Nvidia currently use a whitelist to determine when the dGPU should take over, this same whitelist approach will work here too. In my own personal experience, this has worked quite well. I almost never open a graphically demanding application and find it running on the iGPU, so swapping based on this same criteria should make it a smooth process.

This may also mean that G-Sync could be more commonplace. A prerequisite for G-Sync is a direct connection to the display, and the dynamic switch makes this easy to implement. Given that AMD’s Ryzen 4000 series is offering FreeSync via the iGPU in new laptops, it seems Nvidia may also want to come to the party and make G-Sync more widely available to compete.

The user will also be given the option to run in iGPU only mode, ensuring battery life remains good and that random applications aren’t triggering the dGPU, lowering battery life. Likewise the user can also optionally leave the dGPU engaged all the time to experience the best performance in games and applications that have issues with Optimus – it’s great to finally have this option.

What laptops will use Advanced Optimus?

So far Nvidia have only mentioned the Lenovo Legion 7, an upcoming new model. Lenovo posted some news about their new 7i and 5i gaming laptops today. Hopefully this feature makes its way into all upcoming Nvidia based laptops, as it sounds quite promising on paper.

Unfortunately Advanced Optimus will not work with older models with a driver update or similar, as they need iGPU and dGPU need to be wired to the dynamic display switch.

12 Comments

  • Sayandip Banik

    Bro it seems like the manufacturer needs to enable the feature for it to work out of the box it’s a shame as I feel only the premium offerings will be providing us this feature

  • Erik Sierra

    I know you can’t go into hard numbers regarding benchmarks, but can you give any sort of hint on the performance gains between the new super max-q cards and the older RTX max-q cards?

    I just recently bought a Razer Blade Pro with the 2070 max-q but I’m still in my return period and I’m now I’m in the weird predicament of returning it and getting the MSI GS66 with the 10980HK and 2080 Super max-q. But it comes at the price increase of $1000 more compared to what I paid for the Razer Blade Pro.

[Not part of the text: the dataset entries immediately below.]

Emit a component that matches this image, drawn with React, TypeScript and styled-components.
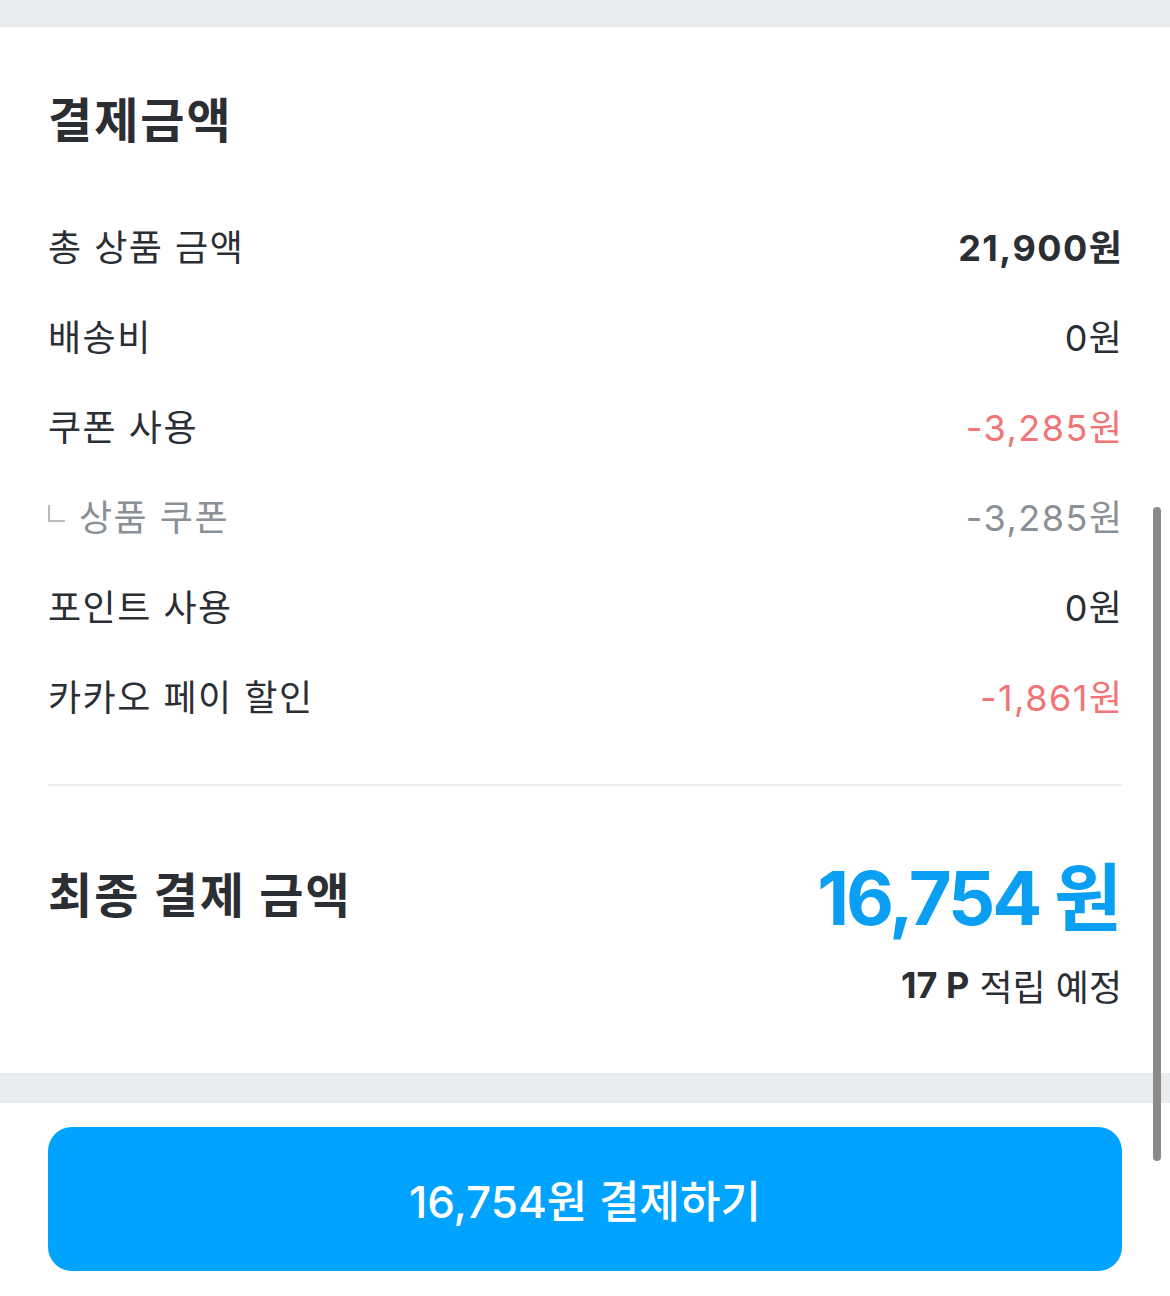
import styled, { createGlobalStyle } from "styled-components";

const GlobalStyle = createGlobalStyle`
  html, body {
    margin: 0;
    padding: 0;
    background: #ffffff;
  }
  body {
    font-family: "Inter", "Noto Sans CJK KR", sans-serif;
    color: #2b2e33;
    -webkit-font-smoothing: antialiased;
  }
  * {
    box-sizing: border-box;
  }
`;

const Page = styled.div`
  position: relative;
  width: 1170px;
  height: 1296px;
  overflow: hidden;
  display: flex;
  flex-direction: column;
`;

const Band = styled.div<{ $h: number }>`
  height: ${(p) => p.$h}px;
  background: #e9ecef;
  flex-shrink: 0;
`;

const Section = styled.section`
  padding: 64px 48px 64px 48px;
  display: flex;
  flex-direction: column;
`;

const Title = styled.h2`
  margin: 0;
  font-size: 48px;
  line-height: 60px;
  font-weight: 700;
  letter-spacing: 2px;
  color: #2b2e33;
`;

const RowList = styled.ul`
  list-style: none;
  margin: 49px 0 0;
  padding: 0;
`;

const Row = styled.li`
  height: 90px;
  display: flex;
  align-items: center;
  justify-content: space-between;
  font-size: 36px;
`;

const Label = styled.span<{ $sub?: boolean }>`
  display: flex;
  align-items: center;
  gap: 14px;
  color: ${(p) => (p.$sub ? "#8b9096" : "#2b2e33")};
  letter-spacing: 1.5px;
`;

const Corner = styled.span`
  width: 17px;
  height: 17px;
  border-left: 2px solid #b9bdc2;
  border-bottom: 2px solid #b9bdc2;
  margin-top: -4px;
`;

type Tone = "strong" | "normal" | "red" | "sub";

const toneColor: Record<Tone, string> = {
  strong: "#2b2e33",
  normal: "#2b2e33",
  red: "#f27475",
  sub: "#8b9096",
};

const Value = styled.span<{ $tone: Tone }>`
  color: ${(p) => toneColor[p.$tone]};
  font-weight: ${(p) => (p.$tone === "strong" ? 700 : 400)};
  letter-spacing: 1.5px;
  margin-right: -1.5px;
`;

const Divider = styled.hr`
  margin: 44px 0 0;
  border: none;
  height: 2px;
  background: #eceef0;
`;

const FinalRow = styled.div`
  margin-top: 51px;
  height: 110px;
  display: flex;
  align-items: center;
  justify-content: space-between;
`;

const FinalLabel = styled.span`
  font-size: 48px;
  font-weight: 700;
  letter-spacing: 2px;
  color: #2b2e33;
`;

const FinalAmount = styled.span`
  font-size: 74px;
  font-weight: 700;
  letter-spacing: -3px;
  margin-right: 3px;
  color: #0b9ff3;
`;

const Points = styled.div`
  margin-top: 14px;
  height: 48px;
  display: flex;
  align-items: center;
  justify-content: flex-end;
  gap: 10px;
  font-size: 36px;
  color: #2b2e33;
  b {
    font-weight: 700;
  }
`;

const Footer = styled.div`
  padding: 24px 48px 25px;
`;

const PayButton = styled.button`
  width: 100%;
  height: 144px;
  border: none;
  border-radius: 24px;
  background: #00a3ff;
  color: #ffffff;
  font-family: "Inter", "Noto Sans CJK KR", sans-serif;
  font-size: 44px;
  font-weight: 500;
  cursor: pointer;
`;

// overlay scroll indicator
const ScrollThumb = styled.div`
  position: absolute;
  left: 1153px;
  top: 507px;
  width: 8px;
  height: 654px;
  border-radius: 4px;
  background: #8a8a8a;
`;

interface IRow {
  label: string;
  value: string;
  tone: Tone;
  sub?: boolean;
}

const rows: IRow[] = [
  { label: "총 상품 금액", value: "21,900원", tone: "strong" },
  { label: "배송비", value: "0원", tone: "normal" },
  { label: "쿠폰 사용", value: "-3,285원", tone: "red" },
  { label: "상품 쿠폰", value: "-3,285원", tone: "sub", sub: true },
  { label: "포인트 사용", value: "0원", tone: "normal" },
  { label: "카카오 페이 할인", value: "-1,861원", tone: "red" },
];

function App() {
  return (
    <Page>
      <GlobalStyle />
      <Band $h={27} />
      <Section>
        <Title>결제금액</Title>
        <RowList>
          {rows.map((row) => (
            <Row key={row.label}>
              <Label $sub={row.sub}>
                {row.sub && <Corner />}
                {row.label}
              </Label>
              <Value $tone={row.tone}>{row.value}</Value>
            </Row>
          ))}
        </RowList>
        <Divider />
        <FinalRow>
          <FinalLabel>최종 결제 금액</FinalLabel>
          <FinalAmount>16,754 원</FinalAmount>
        </FinalRow>
        <Points>
          <b>17 P</b>
          <span>적립 예정</span>
        </Points>
      </Section>
      <Band $h={30} />
      <Footer>
        <PayButton>16,754원 결제하기</PayButton>
      </Footer>
      <ScrollThumb />
    </Page>
  );
}

export default App;
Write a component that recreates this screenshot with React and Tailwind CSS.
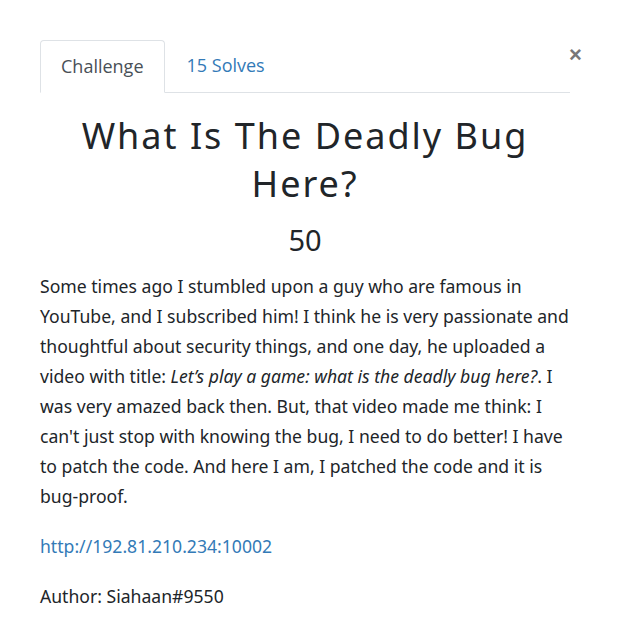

Don’t really want to spend that much more if it’s only a 5-10% increase in performance.

    • Jarrod

      I really can’t sorry, you’ll have to wait for the results in 2 weeks time unfortunately. That said, if you look at the specs, we’re only seeing a small CUDA core bump with no power limit changes, same architecture.

      • Erik Sierra

        Thanks for the reply. Looking at the specs it seems like there won’t be big improvements unless these new max-q efficiency changes (dynamic boost, low voltage gddr6, etc..) make a huge difference.

        I guess the biggest question I need to answer is if I want an 8 core CPU instead of my current 6. May be more future proof since the new consoles are using good 8 core cpus.

        Love your work. Look forward to every video even if it’s about products I don’t plan on buying!

  • Yaseen

    I really wanted to know, as a laptop gamer, is it going to damage my laptop if i leave it in charge while gaming as it has the best performance when plugged in? (I have a legion y540) I use it for university as well, and want to have it for as long as possible. I really think this is a good video idea as im sure everyone has this question but no one gives a justifiable answer to this question. Please do a test or give your honest opinion about this because I really don’t want to damage my laptop . Thanks for your time… enjoy your videos keep up the good work

  • Matt

    Is there supposed to be a performance penalty with this new optimus (that you observed in one of your older videos with the old optimus)?
    Is this going to work on linux? If so, any idea on which hybrid graphics driver to go for?

    • Jarrod

      I would expect the performance to be extremely similar to manually swapping between iGPU and dGPU that we have at the moment, just that the process is handled automatically. I have not heard any news on Linux support at this time.